Avrupa’ya tedavi için gelmesine rağmen yerinde duramaz. Mücadelenin ihtiyaçları her şeyden önce gelmektedir Murat yoldaş için. Heilbronn, Basel, Stuttgart, Hollanda ve Fransa’da önemli görevler alır. Ülke ruhunu en iyi şekilde temsil ederek gerilla yaşantısının sıcaklığını bütün yoldaşlarına ve halka yansıtır. Kısa bir zaman içinde en çok sevilen ve saygı duyulan bir insan haline gelir. Bu yüzden ACM görevine getirilir. Halkla ve yoldaşlarıyla olan ilişkisi her zaman iyi bir örnekti. Sorunlar karşısında gösterdiği duyarlılık ve çözüm noktasındaki ısrarı, gittiği tüm sahada hem halka, hem de yoldaşlarına büyük bir güven veriyordu. O, doğruları yaşayan ve yaşatan, yanlışlara karşı ise kesinlikle uzlaşmayan, savaşan bir militandı. Yüzündeki gülümseme hiç eksik olmadı. Sevgi ve saygı ölçülerini asla aşmadı. Gereksiz yere hiç kimsenin kalbini kırmadı. Ama ülkeden kopuşun, can yoldaşlarından ayrılışın ezikliğini de hep yaşadı. Tek hedefi tekrar dönebilmekti. O görkemli dağlarda tarihi intikamını almak için hep sabırsızlıkla bekledi.
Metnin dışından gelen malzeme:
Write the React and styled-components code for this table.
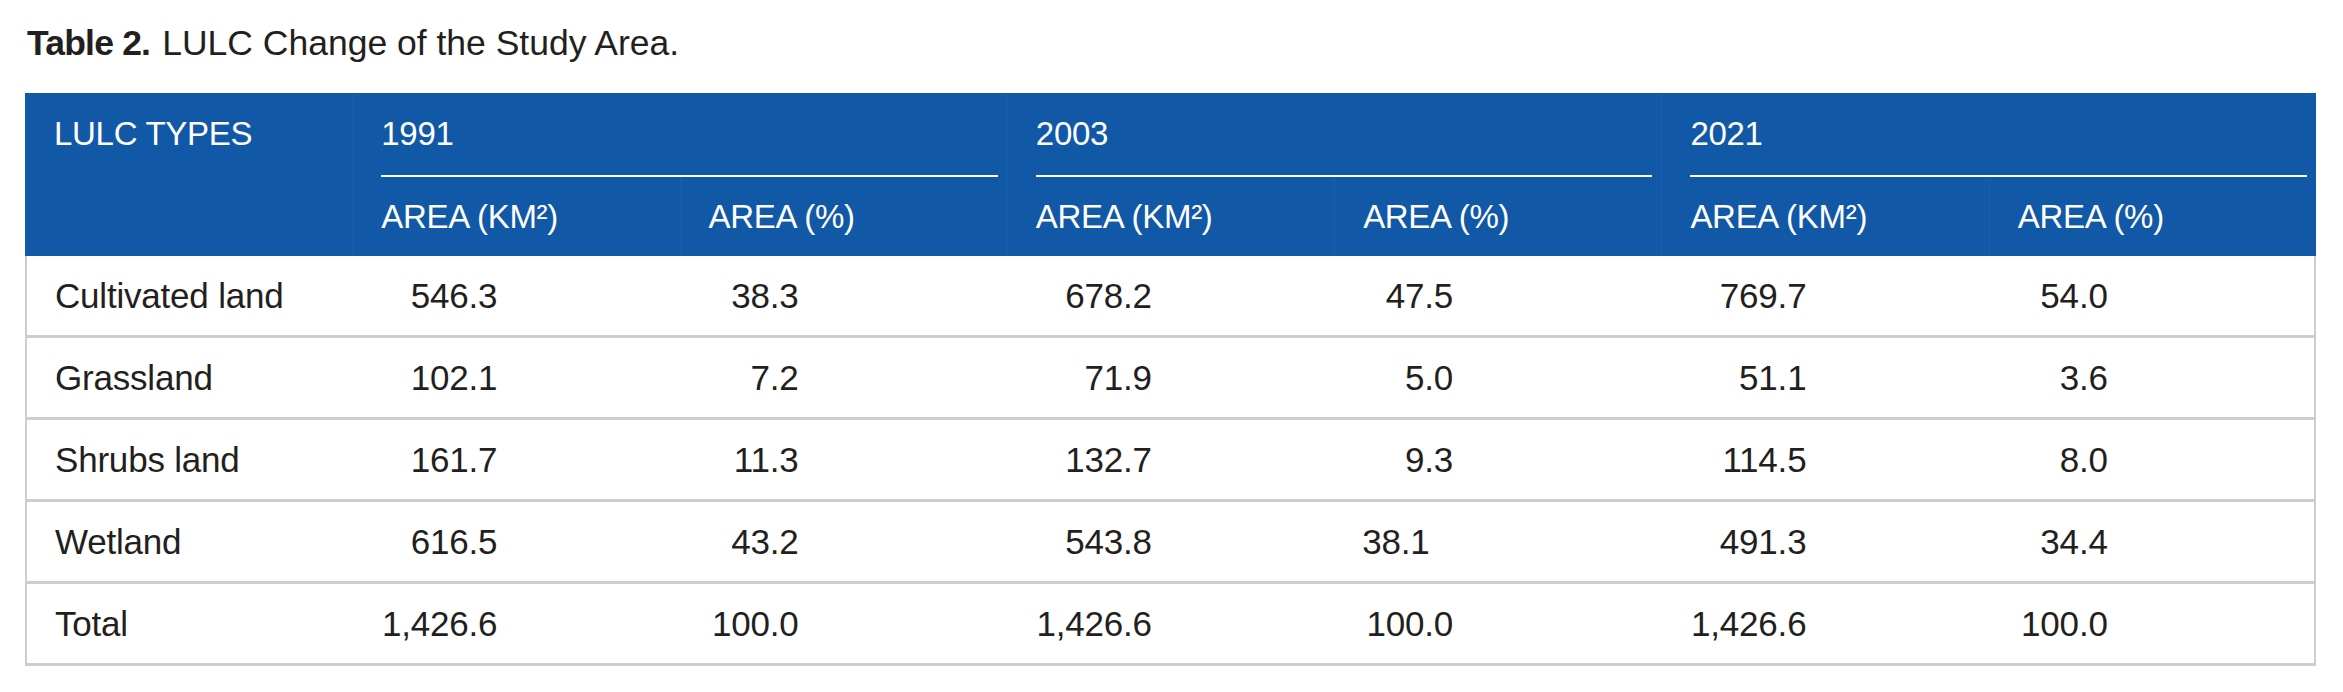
import React from "react"
import styled, { createGlobalStyle } from "styled-components"

const BLUE = "#1158a6"
const RULE = "#cdcdcd"
const INK = "#231f20"

const rows = [
  ["Cultivated land", "546.3", "38.3", "678.2", "47.5", "769.7", "54.0"],
  ["Grassland", "102.1", "7.2", "71.9", "5.0", "51.1", "3.6"],
  ["Shrubs land", "161.7", "11.3", "132.7", "9.3", "114.5", "8.0"],
  ["Wetland", "616.5", "43.2", "543.8", { v: "38.1", left: true }, "491.3", "34.4"],
  ["Total", "1,426.6", "100.0", "1,426.6", "100.0", "1,426.6", "100.0"],
]

const years = ["1991", "2003", "2021"]

const GlobalStyle = createGlobalStyle`
  body {
    margin: 0;
    background: #fff;
    color: ${INK};
    font-family: "Liberation Sans", Arial, sans-serif;
  }
`

const Page = styled.div`
  padding: 23px 25px 30px 25px;
`

const Caption = styled.div`
  font-size: 35.5px;
  line-height: 40px;
  padding-left: 2px;
  color: ${INK};
`

const CaptionLabel = styled.span`
  font-weight: 700;
  letter-spacing: -0.8px;
  margin-right: 12px;
`

const Table = styled.table`
  margin-top: 30px;
  width: 2291px;
  table-layout: fixed;
  border-collapse: separate;
  border-spacing: 0;
`

const Col = styled.col`
  width: 327px;
`

const HeadCell = styled.th`
  background: ${BLUE};
  color: #fff;
  font-weight: 400;
  font-size: 33px;
  letter-spacing: -0.3px;
  text-align: left;
  box-sizing: border-box;
  padding: ${(p) => p.$pad || "0 0 0 28px"};
  height: ${(p) => p.$h}px;
  line-height: ${(p) => p.$lh || p.$h}px;
  vertical-align: ${(p) => p.$valign || "middle"};
  border-left: 1px solid ${(p) => (p.$first ? BLUE : "rgba(255,255,255,0.035)")};
  white-space: nowrap;
`

const YearLabel = styled.div`
  height: 82px;
  line-height: 82px;
  border-bottom: 2px solid #fff;
`

const Cell = styled.td`
  box-sizing: border-box;
  height: 82px;
  padding: 0 0 0 28px;
  font-size: 35px;
  line-height: 40px;
  letter-spacing: -0.2px;
  vertical-align: middle;
  white-space: nowrap;
  border-bottom: 3px solid ${RULE};
  border-left: ${(p) => (p.$first ? `2px solid ${RULE}` : "none")};
  border-right: ${(p) => (p.$last ? `2px solid ${RULE}` : "none")};
`

const Num = styled.span`
  display: inline-block;
  width: ${(p) => p.$w}px;
  text-align: ${(p) => (p.$left ? "left" : "right")};
`

export default function App() {
  return (
    <Page>
      <GlobalStyle />
      <Caption>
        <CaptionLabel>Table 2.</CaptionLabel>LULC Change of the Study Area.
      </Caption>
      <Table>
        <colgroup>
          {Array.from({ length: 7 }).map((_, i) => (
            <Col key={i} />
          ))}
        </colgroup>
        <thead>
          <tr>
            <HeadCell rowSpan={2} $first $h={163} $lh={82} $valign="top">
              LULC TYPES
            </HeadCell>
            {years.map((y) => (
              <HeadCell key={y} colSpan={2} $h={84} $pad="0 9px 0 28px" $valign="top">
                <YearLabel>{y}</YearLabel>
              </HeadCell>
            ))}
          </tr>
          <tr>
            {years.map((y) => (
              <React.Fragment key={y}>
                <HeadCell $h={79}>AREA (KM²)</HeadCell>
                <HeadCell $h={79}>AREA (%)</HeadCell>
              </React.Fragment>
            ))}
          </tr>
        </thead>
        <tbody>
          {rows.map((row) => (
            <tr key={row[0]}>
              {row.map((c, i) => {
                if (i === 0) {
                  return (
                    <Cell key={i} $first>
                      {c}
                    </Cell>
                  )
                }
                const val = typeof c === "string" ? c : c.v
                return (
                  <Cell key={i} $last={i === 6}>
                    <Num $w={i % 2 ? 117 : 91} $left={c.left}>
                      {val}
                    </Num>
                  </Cell>
                )
              })}
            </tr>
          ))}
        </tbody>
      </Table>
    </Page>
  )
}
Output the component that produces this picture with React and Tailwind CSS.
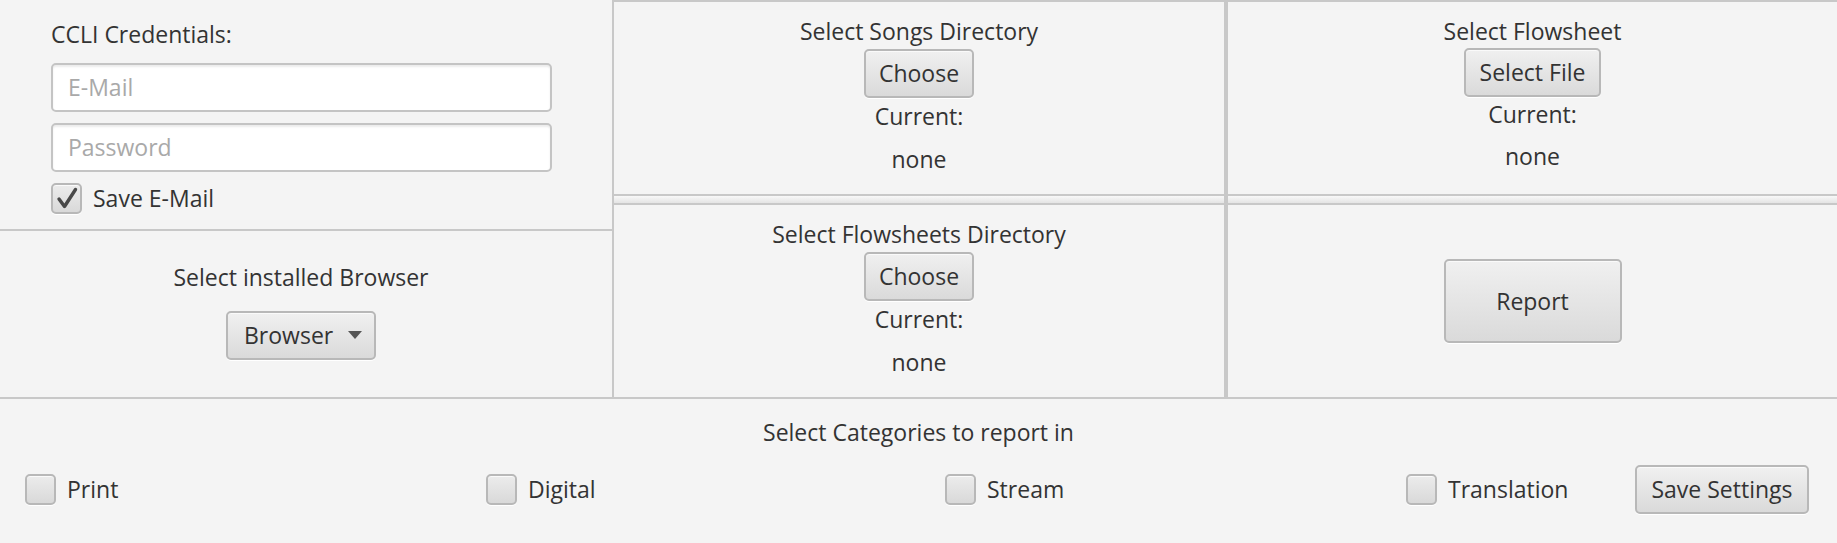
import React from "react";

const font = { fontFamily: '"Open Sans", "Noto Sans", sans-serif' };

function FxButton({ children, className = "" }) {
  return (
    <div
      className={
        "flex items-center justify-center rounded-[5px] border-2 border-[#b8b8b8] bg-gradient-to-b from-[#f0f0f0] to-[#dadada] text-[#333] shadow-[inset_0_1px_0_#fafafa,0_1px_0_#ffffff] " +
        className
      }
    >
      {children}
    </div>
  );
}

function FxCheck({ checked = false }) {
  return (
    <div className="flex h-[31px] w-[31px] shrink-0 items-center justify-center rounded-[5px] border-2 border-[#b8b8b8] bg-gradient-to-b from-[#ececec] to-[#d9d9d9] shadow-[inset_0_1px_0_#fafafa,0_1px_0_#ffffff]">
      {checked && (
        <svg width="22" height="22" viewBox="0 0 22 22">
          <path d="M3 12 L8.5 19.5 L19.5 2.5" fill="none" stroke="#484848" strokeWidth="3.4" strokeLinecap="round" strokeLinejoin="round" />
        </svg>
      )}
    </div>
  );
}

function FxField({ placeholder }) {
  return (
    <div className="flex h-[49px] w-[501px] items-center rounded-[5px] border-2 border-[#c4c4c4] bg-white pl-[15px] text-[#a9a9a9] shadow-[inset_0_2px_2px_#ececec]">
      {placeholder}
    </div>
  );
}

function Divider() {
  return (
    <div className="h-[11px] shrink-0 border-y-2 border-[#c8c8c8] bg-gradient-to-b from-[#f8f8f8] to-[#e4e4e4]" />
  );
}

function ChooserPanel({ title, button, className = "" }) {
  return (
    <div className={"flex flex-col items-center pt-[15px] leading-[29px] " + className}>
      <div>{title}</div>
      <FxButton className="mt-[3px] h-[49px] w-[110px]">{button}</FxButton>
      <div className="mt-[4px]">Current:</div>
      <div className="mt-[14px]">none</div>
    </div>
  );
}

export default function App() {
  return (
    <div style={font} className="flex h-[543px] w-[1837px] flex-col overflow-hidden bg-[#f4f4f4] text-[23px] text-[#333]">
      <div className="flex h-[399px] shrink-0 border-b-2 border-[#c8c8c8]">
        {/* left column */}
        <div className="flex w-[614px] shrink-0 flex-col border-r-2 border-[#c8c8c8]">
          <div className="flex h-[231px] shrink-0 flex-col border-b-2 border-[#c8c8c8] pl-[51px] pt-[20px]">
            <div className="leading-[29px]">CCLI Credentials:</div>
            <div className="mt-[14px]">
              <FxField placeholder="E-Mail" />
            </div>
            <div className="mt-[11px]">
              <FxField placeholder="Password" />
            </div>
            <div className="mt-[9px] flex items-center gap-[11px]">
              <FxCheck checked />
              <span>Save E-Mail</span>
            </div>
          </div>
          <div className="flex flex-1 flex-col items-center pr-[10px] pt-[32px]">
            <div className="leading-[29px]">Select installed Browser</div>
            <FxButton className="mt-[19px] h-[49px] w-[150px] !justify-start pl-[16px]">
              <span>Browser</span>
              <svg className="ml-[15px]" width="14" height="9" viewBox="0 0 14 9">
                <path d="M0 0 H14 L7 8 Z" fill="#555" />
              </svg>
            </FxButton>
          </div>
        </div>
        {/* middle column */}
        <div className="flex w-[612px] shrink-0 flex-col border-r-2 border-t-2 border-[#c8c8c8]">
          <ChooserPanel title="Select Songs Directory" button="Choose" className="h-[192px] shrink-0" />
          <Divider />
          <ChooserPanel title="Select Flowsheets Directory" button="Choose" className="flex-1" />
        </div>
        {/* right column */}
        <div className="flex flex-1 flex-col border-l-2 border-t-2 border-[#c8c8c8]">
          <div className="flex h-[192px] shrink-0 flex-col items-center pt-[15px] leading-[29px]">
            <div>Select Flowsheet</div>
            <FxButton className="mt-[2px] h-[49px] w-[137px]">Select File</FxButton>
            <div className="mt-[3px]">Current:</div>
            <div className="mt-[13px]">none</div>
          </div>
          <Divider />
          <div className="flex flex-1 items-center justify-center">
            <FxButton className="h-[84px] w-[178px]">Report</FxButton>
          </div>
        </div>
      </div>
      {/* bottom row */}
      <div className="flex flex-1 flex-col">
        <div className="pt-[19px] text-center leading-[29px]">Select Categories to report in</div>
        <div className="mt-[18px] flex items-center pl-[25px]">
          <div className="flex w-[461px] shrink-0 items-center gap-[11px]">
            <FxCheck />
            <span>Print</span>
          </div>
          <div className="flex w-[459px] shrink-0 items-center gap-[11px]">
            <FxCheck />
            <span>Digital</span>
          </div>
          <div className="flex w-[461px] shrink-0 items-center gap-[11px]">
            <FxCheck />
            <span>Stream</span>
          </div>
          <div className="flex w-[229px] shrink-0 items-center gap-[11px]">
            <FxCheck />
            <span>Translation</span>
          </div>
          <FxButton className="h-[49px] w-[174px]">Save Settings</FxButton>
        </div>
      </div>
    </div>
  );
}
Tarih 9 Ekim 1998. Arkasına emperyalizmi ve siyonist gericiliği alan sömürgeci faşist rejim, halkımızın güneşi olan Başkan Apo’ya karşı uluslararası çapta bir komplo düzenledi. Kürt halkının haklı savaşını tarih sahnesinden silmek için önce beyine yönelmek istedi. Bu komploya karşı “Güneşimizi Karartamazsınız” şiarı ile altmıştan fazla kadro ve yurtsever önderlerinin çevresinde bir ateş çemberi oluşturarak, kendilerini yaktılar.

Murat yoldaş gelen bu mesajı çoktan almıştı. Daha birkaç ay önce hem akrabası, hem de yoldaşı olan Sema Yüce nasıl ateş topu olmuşsa, O da güneşe daha fazla yakın olabilmek için ateş olmalıydı. Aynı zaman da Avrupa’nın rehavetini sözde demokrasi ve özgürlüğünü halkına kavratmalıydı. Bilsinler ki, nerede olursak olalım, nasıl yaşarsak yaşayalım ülkemiz olmadan hiçbir şeyimiz olamaz. Kürtlerin adını hiç kimse anmaz. Ne kadar insan ölürse ölsün herkes kendi çıkarları doğrultusunda çalışır. Kürt, mücadelesiyle var oldu, mücadelesiyle ismini duyurdu, mücadelesiyle de ülkesini kurmalıdır. Bunun dışında her şey boştur. Ve Önderlik Kürdün beynidir, yüreğidir, damarlarındaki kandır. Kürdistan halkı var oldukça, gerilla var oldukça hiç kimse Güneşimizi Karartamayacaktır.

Bu doğrultuda Mazlumlardan aldığı ateşi bedeninde tutuşturan Murat yoldaş, 4 Ocak 1999 günü Almanya’nın Koblenz kentinde bulunan askeri hastahanede şehitler kervanına katıldı.

Murat yoldaş!.. Sen, her zaman bizlerden bir adım ilerdeydin. Gerçekleştirdiğin bu büyük eyleminle bu defa aramıza daha büyük bir mesafe açtın. Öyle şeyler vardır ki, insan nasıl anlatacağını bilemez. Mutluluk gibi, sevda gibi, aşk gibi, sevilen bir yoldaşın şehadeti gibi.

Halkımız Güneşlerinin etrafında çelikten bir çember oluşturmuş. Hiçbir gücün ne silahı, ne füzeleri, ne de zoru kırabilir bu iradeyi. “Ya hep birlikte yok olacağız, ya da Güneşimizle birlikte özgür olacağız” diyorlar.

Bayrağınız asla yere düşmeyecek Murat yoldaş. Binler, on binler, milyonlar özgür bir Kürdistan yaratılana kadar bir gün bile durmayacak. Her şeyi kendimize haram edeceğiz. Ta ki, kutsal bedenleriniz özgür topraklarda kızıl birer karanfil olana dek.

Senin şahsında bütün yaşam eylemi kahramanlarını saygıyla selamlıyoruz. Anılarınız mücadelemizde her zaman yanan birer meşale olacaktır.